How the humble crossword puzzle can help us disconnect
The crosswords can save us
Words— Marc Richardson
To say that our lives are dominated by our phones, and technology writ large, is tired. We know that. And, let’s be honest, we’ve come to grips with it. Unplugging entirely isn’t a realistic proposition anymore. Even the thought of a week-long detox is difficult to fathom; lest one be somewhere without reception, internet, or electricity. In which case, we don’t don’t really have a choice.
But, the problem isn’t that we’re connected 24/7—it’s what we do when we are connected. We’ve taken to some rather unproductive habits, like scrolling mindlessly through social media, even when we’re reading the same posts, or seeing the same pictures again and again and again. With the entirety of human knowledge at our fingertips, we instead choose to read 280-character tweets or stare at hundreds of meme varietals. I am a willing participant in this, of course. It’s fun. But it’s definitely not the best use of my time or the resource that is the internet.
It's also exhausting.
But, recently, I’ve come to find an unlikely bastion of calm.
The crossword puzzle represents something bigger: Taking a step back. A step back to things we used to do and a step back from our overly-stimulating digital lives.
One morning, while scrolling through my timeline, I came across a tweet asking for help. What was a six-letter slang term for a gun? C-A-N-N-O-N, I muttered to myself, counting out the letters. The person was stuck on a crossword puzzle and, sure enough, the replies offered up that “cannon” was, in fact, the correct response. That tweet convinced me to swap Twitter—talk about counter-productive content!—for the New York Times’ crossword app, which, to be honest, I hadn’t even downloaded yet. I hadn’t done a crossword in years. In fact, I don’t remember having ever actually completed a crossword puzzle before that fateful morning. I had always found them so damned frustrating.
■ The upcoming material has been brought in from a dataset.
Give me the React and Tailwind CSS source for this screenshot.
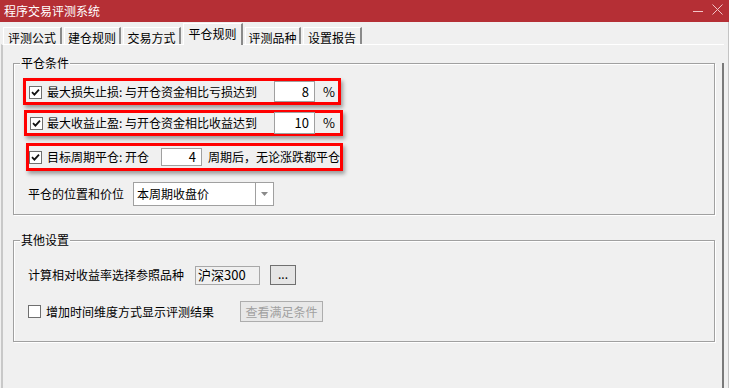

That’s not to say that they’re suddenly less frustrating. On the contrary, they may seem even more frustrating now—after all, aren’t we supposed to get wiser with age? I racked my brain for longer than I care to admit while tackling that first crossword. I struggled to come up with answers that later proved to be fairly obvious. I confidently pencilled in words that turned out to be wholly incorrect. I thought about just deleting the app and giving up. But I couldn’t. It was addictive. I realized that the frustration served a purpose.
Since I started scouring the depths of my brain—and, I admit, the internet—for informative tidbits, morsels of information from a bygone era of studying for school, I’ve found the frustration to be deeply meditative, not just addictive.
Rather than spending every idle moment doing something passive—double-tapping on Instagram pictures is not active behaviour!—I’ve found myself devoting time to something that isn’t social media. That, alone, is worthwhile. And, if you can bring yourself to do it the old-fashioned way, with a print newspaper, a pen and a dictionary, that’s even better. But, good luck with that.
Of course, this isn’t just about crosswords. The crossword puzzle represents something bigger: Taking a step back. A step back to things we used to do and a step back from our overly-stimulating digital lives.
Our brains have become so enamoured with constant stimulation that it’s hard to go cold-turkey, which is what I was alluding to in opening. Crosswords are kind of like a placebo in that they keep our brains busy, but in a relatively productive way. After all, you’re learning all kinds of new things, while solving clues. It’s how watching Jeopardy! can be better than watching TMZ.
But, we’ve also become hyper-focused on perfection. Be it with a tweet or an Instagram post, we’ve become obsessed with projecting the very best of ourselves and we’ve created a world where we largely insulate ourselves from our own shortcomings. Crosswords are hard. No matter how good you are with words, or how easy the crossword is, you’ll second-guess yourself, scratch your head, or just flat-out get something wrong. It’s a refreshing reminder that we’re not infallible beings designed to get absolutely everything right on the first try. Failure is acceptable—in fact, it’s normal.
Crosswords may not save us on their own, but they are an allegory for the types of things we should be focusing on. Taking thirty minutes to try to solve a word puzzle is representative of taking the time to do things we enjoy. Like going to the market? Take a bit longer to do that instead of just going to the corner store. Like reading? Read “Game of Thrones” rather than binge watching it.
We live in a time where we are constantly striving to find more—well—time. We work too much and even when we’re not, we rarely spend our free time doing what pleases us. But, what if the things that please us are the things can help us right the path in a larger sense? What if going to the market instead of the grocery store means buying produce that is more environmentally-friendly? What if walking to work instead of sitting in traffic reduces our footprint? What if doing crosswords instead of being parked in front of a screen stimulates our brains and gives our eyes a much-needed break.
What if, by eschewing the things that we like doing, we’ve also been setting aside necessary exercises? Necessary in basic ways that we don’t realize, but also necessary for our very sanity.
So, no—doing a crossword won’t save the world. That much we can guarantee. But, what doing a crossword represents—taking time for yourself, for your brain, for your enjoyment, for your sanity—is exactly what we’re in dire need of.